How to Put Up a Tent | Camp Starts Here

Putting up a tent correctly takes under ten minutes by choosing level ground, staking corners before inserting poles, and tensioning the rainfly with stakes angled at 45 degrees away from the shelter.

Nothing turns a promising weekend sour faster than waking in a puddle or fighting bent poles at dusk. The good news is that most modern dome tents follow the same setup logic, and once you internalize the order — site, footprint, poles, body, fly, stakes — you can do it in any weather and any light. Below is the sequence that works for the three main tent types, with the common failure points named so you skip them entirely.

Choosing Your Campsite Right

Walk the area before you drop your pack. You need ground that is flat and free of rocks, pinecones, and roots — a single pebble under your sleeping pad turns into a boulder by 3 AM. Lie down on the intended spot (or on your ground cloth) and roll slightly; if it hurts, move it. Avoid tree bases, which drip water long after rain stops and drop branches without warning. Face the tent door away from the prevailing wind; this cuts interior flutter and keeps ventilation working rather than whipping the fly against the mesh.

Laying the Foundation and Assembling Poles

Spread your footprint flat with the shiny side up, corners aligned to where the tent body will sit. Place the tent body on top. If you are solo, stake out the four floor corners now — before any pole goes in — so the tent cannot slide while you reach for the next attachment.

Modern shock-corded poles unfold into sections. Push each segment together until fully seated, but never snap them together under the bungee tension — they will separate again mid-insertion. Insert one pole end into a corner grommet (the reinforced metal eyelet), then thread the pole through sleeves or attach plastic clips along the tent body, and seat the opposite end into its matching grommet. The result is a raised “U” shape.
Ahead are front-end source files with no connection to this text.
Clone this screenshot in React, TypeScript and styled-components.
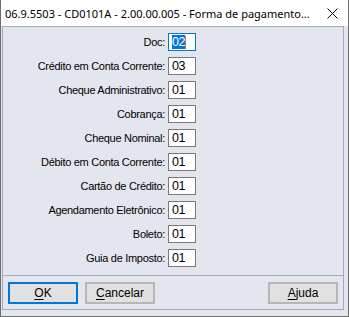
import React from 'react';
import styled, { createGlobalStyle } from 'styled-components';

const GlobalStyle = createGlobalStyle`
  html, body {
    margin: 0;
    padding: 0;
    background: #ffffff;
  }
  body {
    font-family: 'Liberation Sans', Arial, sans-serif;
  }
`;

const PANEL_BG = '#e3e6ef';
const FRAME_LINE = '#a3abbb';

const Window = styled.div`
  width: 349px;
  height: 317px;
  box-sizing: border-box;
  display: flex;
  flex-direction: column;
  border: 1px solid #6e6e6e;
  border-top: none;
  background: ${PANEL_BG};
`;

const TitleBar = styled.div`
  height: 26px;
  flex: none;
  display: flex;
  align-items: center;
  justify-content: space-between;
  padding: 0 10px 0 4px;
  background: #ffffff;
  font-family: 'Noto Sans', 'Liberation Sans', sans-serif;
  font-size: 11px;
  color: #000000;
`;

const TitleText = styled.span`
  white-space: nowrap;
`;

const Body = styled.div`
  flex: 1;
  display: flex;
  padding: 0 4px 6px 1px;
`;

const Frame = styled.div`
  flex: 1;
  display: flex;
  flex-direction: column;
  border: 1px solid ${FRAME_LINE};
`;

const FormGrid = styled.div`
  display: grid;
  grid-template-columns: 163px 28px;
  grid-auto-rows: 18px;
  column-gap: 2px;
  row-gap: 6px;
  padding: 6px 0 8px 0;
  border-bottom: 1px solid ${FRAME_LINE};
`;

const Label = styled.label`
  display: flex;
  align-items: center;
  justify-content: flex-end;
  padding-right: 1px;
  font-size: 11px;
  letter-spacing: -0.3px;
  color: #000000;
  white-space: nowrap;
`;

const Field = styled.div<{ $focused?: boolean }>`
  box-sizing: border-box;
  height: 18px;
  display: flex;
  align-items: center;
  padding-left: 3px;
  background: #ffffff;
  border: 1px solid ${(p) => (p.$focused ? '#0078d7' : '#7a7a7a')};
  font-size: 12.5px;
  letter-spacing: -0.4px;
  color: #000000;
`;

const Selected = styled.span`
  background: #0078d7;
  color: #ffffff;
  line-height: 14px;
`;

const Caret = styled.span`
  display: inline-block;
  width: 1px;
  height: 13px;
  background: #e07020;
`;

const ButtonBar = styled.div`
  flex: 1;
  display: flex;
  align-items: flex-start;
  gap: 7px;
  padding: 6px 5px 0 5px;
`;

const Button = styled.button<{ $primary?: boolean }>`
  box-sizing: border-box;
  width: 70px;
  height: 22px;
  padding: 0;
  background: #e1e1e1;
  border: 2px solid ${(p) => (p.$primary ? '#0078d7' : '#b6b6b6')};
  font-family: 'Liberation Sans', Arial, sans-serif;
  font-size: 12px;
  color: #000000;

  & u {
    text-decoration-thickness: 1px;
    text-underline-offset: 2px;
  }
`;

const Spacer = styled.div`
  flex: 1;
`;

const CloseIcon = () => (
  <svg width="11" height="11" viewBox="0 0 11 11">
    <path d="M0.5 0.5 L10.5 10.5 M10.5 0.5 L0.5 10.5" stroke="#000" strokeWidth="1" />
  </svg>
);

const rows: [string, string][] = [
  ['Crédito em Conta Corrente:', '03'],
  ['Cheque Administrativo:', '01'],
  ['Cobrança:', '01'],
  ['Cheque Nominal:', '01'],
  ['Débito em Conta Corrente:', '01'],
  ['Cartão de Crédito:', '01'],
  ['Agendamento Eletrônico:', '01'],
  ['Boleto:', '01'],
  ['Guia de Imposto:', '01'],
];

const App: React.FC = () => {
  return (
    <>
      <GlobalStyle />
      <Window>
        <TitleBar>
          <TitleText>06.9.5503 - CD0101A - 2.00.00.005 - Forma de pagamento...</TitleText>
          <CloseIcon />
        </TitleBar>
        <Body>
          <Frame>
            <FormGrid>
              <Label>Doc:</Label>
              <Field $focused>
                <Selected>02</Selected>
                <Caret />
              </Field>
              {rows.map(([label, value]) => (
                <React.Fragment key={label}>
                  <Label>{label}</Label>
                  <Field>{value}</Field>
                </React.Fragment>
              ))}
            </FormGrid>
            <ButtonBar>
              <Button $primary>
                <u>O</u>K
              </Button>
              <Button>
                <u>C</u>ancelar
              </Button>
              <Spacer />
              <Button>
                <u>A</u>juda
              </Button>
            </ButtonBar>
          </Frame>
        </Body>
      </Window>
    </>
  );
};

export default App;
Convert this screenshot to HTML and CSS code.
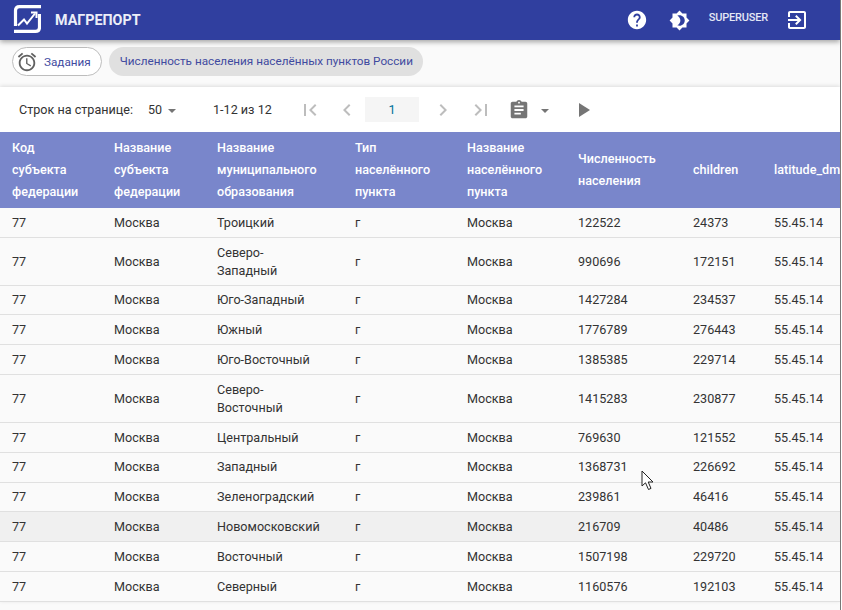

Repeat for the crossing pole, and the tent body should stand on its own.

If your poles are not color-coded, wrap a strip of colored tape on the pole end and the matching sleeve or grommet — red tape at both ends of one pole, blue at the other — so your future setups take half the time.

Mistake What Happens Fix
Staking at 90° to ground Pegs pop out in the first strong gust Insert at 45°, top pointing away from tent
Kicking pegs with boots Bent or snapped stakes five minutes in Use a rock or stake mallet instead
Footprint sticking past floor edges Rain hits tarp, pools under your tent Tuck excess footprint under the tent perimeter
Forcing pole sections together Broken shock cord or snapped fiberglass Push gently until seated, never under bungee pull

Adding the Rainfly and Staking for Wind

Drape the rainfly over the standing tent, aligning its door opening with the tent door underneath. Attach fly corners to the poles or tent corners via straps, hooks, or grommets — whatever your kit provides. Close all zippers before securing the fly; a half-open zipper strains the seam when the fly is tensioned. Tighten the adjustable guy lines evenly, and check that the fly seams sit centered over the poles rather than sagging to one side.

Stake every corner through its nylon loop or grommet, pulling the stake away from the tent to tension the floor. Push each peg into the ground at a 45-degree angle, top pointed away from the shelter — that angle resists pull-out forces far better than a vertical or inward-slanted stake. If the soil is hard, gently tap the stake with a medium-sized rock rather than your boot; a bent stake is nearly useless in a storm. Once the fly is taut and the floor perimeter is flat, the tent is ready for camp.

FAQs

How long does a typical first tent setup take?

A first-time pitch usually runs twenty to thirty minutes if you read the instructions as you go. After two or three practice runs in your yard or living room, expect that to drop under ten minutes even in low light.

Should I put the rainfly on immediately in fair weather?

Yes. Attaching the rainfly from the start keeps the interior dry if the weather shifts and prevents condensation from settling on the inner walls overnight. You can roll the fly back for stargazing and re-secure it before sleeping.

What is the right way to store tent stakes?

Clean off dirt and moisture, then store stakes separate from the tent body — loose in a stuff sack or strapped together. Sharp or muddy stakes in direct contact with the tent fabric can cause punctures and staining over time.